**Your goal:**
Set out every line bearing the string "component".

**Data:**
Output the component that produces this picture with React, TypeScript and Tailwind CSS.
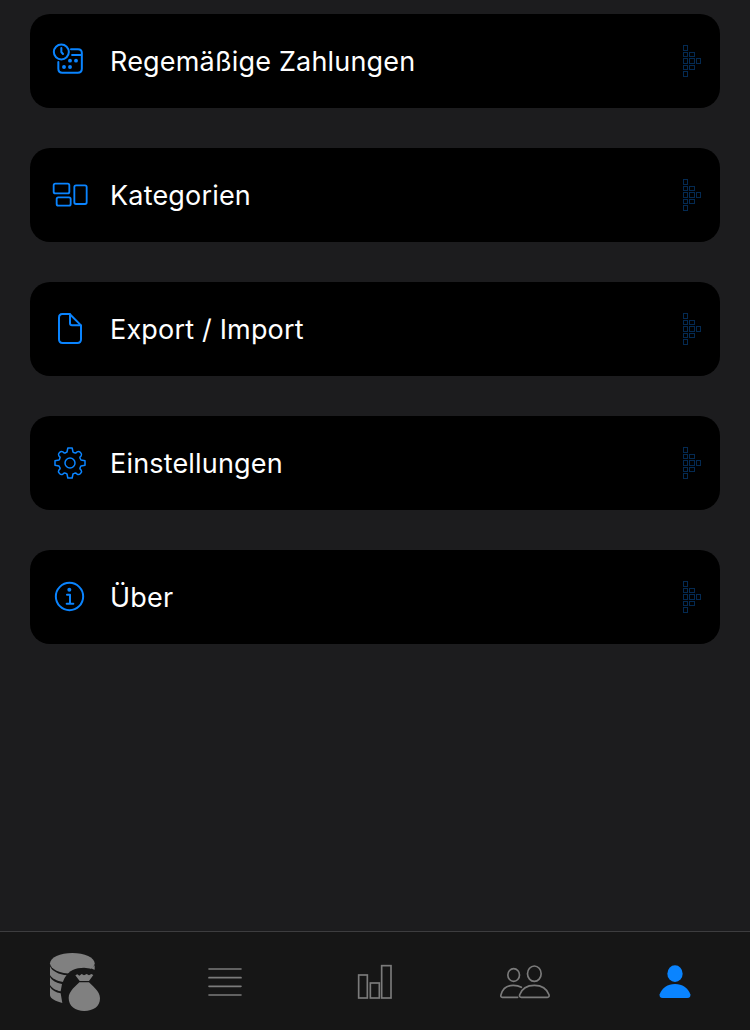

--

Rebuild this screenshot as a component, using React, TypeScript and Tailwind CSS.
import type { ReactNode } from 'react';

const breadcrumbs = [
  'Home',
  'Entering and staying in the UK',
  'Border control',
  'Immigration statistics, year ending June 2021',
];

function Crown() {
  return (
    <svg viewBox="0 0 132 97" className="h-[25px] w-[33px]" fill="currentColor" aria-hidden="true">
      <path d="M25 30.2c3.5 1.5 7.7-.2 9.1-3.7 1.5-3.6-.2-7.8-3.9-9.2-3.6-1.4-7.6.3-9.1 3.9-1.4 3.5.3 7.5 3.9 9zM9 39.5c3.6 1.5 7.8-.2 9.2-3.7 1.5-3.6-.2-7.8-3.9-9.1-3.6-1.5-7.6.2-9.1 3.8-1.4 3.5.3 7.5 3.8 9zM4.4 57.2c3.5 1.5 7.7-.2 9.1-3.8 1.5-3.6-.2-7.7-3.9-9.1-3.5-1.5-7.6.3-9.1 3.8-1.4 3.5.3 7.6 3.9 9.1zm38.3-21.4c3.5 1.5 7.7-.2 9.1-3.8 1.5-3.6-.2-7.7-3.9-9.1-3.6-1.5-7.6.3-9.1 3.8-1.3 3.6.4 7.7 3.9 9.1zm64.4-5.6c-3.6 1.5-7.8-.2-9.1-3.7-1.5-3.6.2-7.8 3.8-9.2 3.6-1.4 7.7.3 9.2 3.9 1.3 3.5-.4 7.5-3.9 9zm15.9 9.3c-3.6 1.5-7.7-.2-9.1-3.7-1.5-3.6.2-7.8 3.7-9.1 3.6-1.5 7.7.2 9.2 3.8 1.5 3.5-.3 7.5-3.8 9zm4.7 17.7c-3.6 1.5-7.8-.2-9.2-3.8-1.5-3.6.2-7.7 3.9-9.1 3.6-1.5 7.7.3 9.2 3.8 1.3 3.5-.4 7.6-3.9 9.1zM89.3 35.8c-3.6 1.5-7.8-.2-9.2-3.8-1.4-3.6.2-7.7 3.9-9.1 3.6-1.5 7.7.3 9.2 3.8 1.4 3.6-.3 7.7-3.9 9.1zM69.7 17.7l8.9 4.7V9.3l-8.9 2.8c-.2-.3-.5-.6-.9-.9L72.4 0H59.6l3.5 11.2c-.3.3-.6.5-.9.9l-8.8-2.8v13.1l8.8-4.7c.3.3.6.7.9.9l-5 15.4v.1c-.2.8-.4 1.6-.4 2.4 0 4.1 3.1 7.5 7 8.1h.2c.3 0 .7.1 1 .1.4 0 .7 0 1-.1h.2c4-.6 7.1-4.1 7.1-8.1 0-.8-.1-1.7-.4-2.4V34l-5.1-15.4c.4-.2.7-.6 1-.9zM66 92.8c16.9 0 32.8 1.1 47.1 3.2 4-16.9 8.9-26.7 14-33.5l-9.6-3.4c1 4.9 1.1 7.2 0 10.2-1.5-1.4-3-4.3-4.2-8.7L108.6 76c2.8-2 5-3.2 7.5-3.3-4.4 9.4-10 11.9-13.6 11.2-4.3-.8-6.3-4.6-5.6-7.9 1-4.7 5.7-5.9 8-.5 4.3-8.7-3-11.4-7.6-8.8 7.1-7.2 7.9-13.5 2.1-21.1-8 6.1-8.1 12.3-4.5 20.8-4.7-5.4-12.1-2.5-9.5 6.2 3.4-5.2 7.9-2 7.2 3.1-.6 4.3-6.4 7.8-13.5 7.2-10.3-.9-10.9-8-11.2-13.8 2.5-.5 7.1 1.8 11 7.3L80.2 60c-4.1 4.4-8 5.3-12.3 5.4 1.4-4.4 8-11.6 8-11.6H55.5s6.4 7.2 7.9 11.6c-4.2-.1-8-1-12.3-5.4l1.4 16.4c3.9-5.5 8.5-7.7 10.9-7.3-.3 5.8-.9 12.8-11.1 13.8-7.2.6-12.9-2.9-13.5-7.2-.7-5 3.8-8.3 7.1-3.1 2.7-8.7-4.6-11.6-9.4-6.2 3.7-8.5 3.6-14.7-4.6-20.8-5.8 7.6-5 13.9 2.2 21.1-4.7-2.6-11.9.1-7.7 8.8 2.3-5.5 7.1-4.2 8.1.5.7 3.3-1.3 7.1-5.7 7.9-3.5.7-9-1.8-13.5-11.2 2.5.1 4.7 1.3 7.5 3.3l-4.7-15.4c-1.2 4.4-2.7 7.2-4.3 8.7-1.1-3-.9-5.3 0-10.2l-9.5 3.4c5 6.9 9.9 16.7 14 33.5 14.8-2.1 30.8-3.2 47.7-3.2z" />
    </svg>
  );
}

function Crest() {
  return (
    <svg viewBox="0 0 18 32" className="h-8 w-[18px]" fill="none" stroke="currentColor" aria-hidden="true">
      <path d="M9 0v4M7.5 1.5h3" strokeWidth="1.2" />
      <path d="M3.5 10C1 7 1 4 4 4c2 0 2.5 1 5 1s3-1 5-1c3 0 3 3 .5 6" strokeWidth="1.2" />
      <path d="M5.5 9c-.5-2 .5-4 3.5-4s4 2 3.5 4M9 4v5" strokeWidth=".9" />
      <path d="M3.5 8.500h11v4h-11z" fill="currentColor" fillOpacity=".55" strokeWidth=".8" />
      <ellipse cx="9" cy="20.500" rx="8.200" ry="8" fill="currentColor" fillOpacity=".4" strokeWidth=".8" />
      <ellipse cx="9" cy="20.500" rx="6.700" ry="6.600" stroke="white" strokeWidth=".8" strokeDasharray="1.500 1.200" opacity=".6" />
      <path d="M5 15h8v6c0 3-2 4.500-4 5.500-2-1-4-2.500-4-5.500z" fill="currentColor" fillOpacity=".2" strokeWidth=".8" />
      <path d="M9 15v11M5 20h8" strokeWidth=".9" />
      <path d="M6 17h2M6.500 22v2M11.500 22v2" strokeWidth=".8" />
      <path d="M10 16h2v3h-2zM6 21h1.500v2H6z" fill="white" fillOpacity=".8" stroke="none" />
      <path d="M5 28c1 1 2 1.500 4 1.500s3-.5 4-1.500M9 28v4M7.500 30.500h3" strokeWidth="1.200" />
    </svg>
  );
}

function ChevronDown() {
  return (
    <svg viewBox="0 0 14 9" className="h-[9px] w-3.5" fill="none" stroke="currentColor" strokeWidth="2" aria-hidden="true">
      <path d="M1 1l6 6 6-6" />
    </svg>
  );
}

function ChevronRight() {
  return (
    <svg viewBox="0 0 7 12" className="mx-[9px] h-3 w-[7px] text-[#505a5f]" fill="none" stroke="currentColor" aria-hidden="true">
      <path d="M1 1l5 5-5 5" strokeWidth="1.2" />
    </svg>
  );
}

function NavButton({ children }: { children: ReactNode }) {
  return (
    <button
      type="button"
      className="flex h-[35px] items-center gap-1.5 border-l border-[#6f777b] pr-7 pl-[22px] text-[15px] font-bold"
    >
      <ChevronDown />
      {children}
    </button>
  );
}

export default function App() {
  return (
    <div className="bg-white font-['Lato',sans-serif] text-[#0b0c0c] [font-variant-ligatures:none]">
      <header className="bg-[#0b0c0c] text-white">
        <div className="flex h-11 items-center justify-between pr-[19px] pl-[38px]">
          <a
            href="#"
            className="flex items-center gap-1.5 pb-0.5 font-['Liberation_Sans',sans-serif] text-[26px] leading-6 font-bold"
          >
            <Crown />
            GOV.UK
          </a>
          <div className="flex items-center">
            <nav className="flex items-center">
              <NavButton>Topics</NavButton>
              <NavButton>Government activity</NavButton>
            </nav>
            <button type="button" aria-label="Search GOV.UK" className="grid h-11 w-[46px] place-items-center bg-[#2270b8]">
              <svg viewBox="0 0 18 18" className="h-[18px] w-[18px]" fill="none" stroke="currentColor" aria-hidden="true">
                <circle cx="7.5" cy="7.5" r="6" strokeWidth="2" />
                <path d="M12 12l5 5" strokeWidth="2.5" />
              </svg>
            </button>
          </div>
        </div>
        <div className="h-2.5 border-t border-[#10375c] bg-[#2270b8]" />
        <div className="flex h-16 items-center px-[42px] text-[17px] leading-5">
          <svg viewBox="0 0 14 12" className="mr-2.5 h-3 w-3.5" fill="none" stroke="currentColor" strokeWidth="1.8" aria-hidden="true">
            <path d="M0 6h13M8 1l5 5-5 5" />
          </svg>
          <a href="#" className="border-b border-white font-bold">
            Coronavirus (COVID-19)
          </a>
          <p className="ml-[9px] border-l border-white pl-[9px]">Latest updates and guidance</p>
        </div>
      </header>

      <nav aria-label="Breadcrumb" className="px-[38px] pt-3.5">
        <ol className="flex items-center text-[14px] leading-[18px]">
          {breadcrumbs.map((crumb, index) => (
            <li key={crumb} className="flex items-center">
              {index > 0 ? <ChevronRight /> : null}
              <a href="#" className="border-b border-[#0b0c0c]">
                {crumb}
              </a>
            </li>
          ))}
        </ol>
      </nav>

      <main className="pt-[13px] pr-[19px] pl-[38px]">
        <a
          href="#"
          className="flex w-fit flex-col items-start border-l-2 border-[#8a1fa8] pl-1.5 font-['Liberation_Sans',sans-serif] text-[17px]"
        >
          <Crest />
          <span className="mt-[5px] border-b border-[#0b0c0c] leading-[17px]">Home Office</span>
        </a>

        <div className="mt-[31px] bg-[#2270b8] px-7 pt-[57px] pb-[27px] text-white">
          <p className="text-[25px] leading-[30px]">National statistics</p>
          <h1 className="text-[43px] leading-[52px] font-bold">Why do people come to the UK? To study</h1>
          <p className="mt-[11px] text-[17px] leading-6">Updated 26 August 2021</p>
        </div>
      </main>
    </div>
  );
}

**Solution to this exercise:**
Output the component that produces this picture with React, TypeScript and Tailwind CSS.
Rebuild this screenshot as a component, using React, TypeScript and Tailwind CSS.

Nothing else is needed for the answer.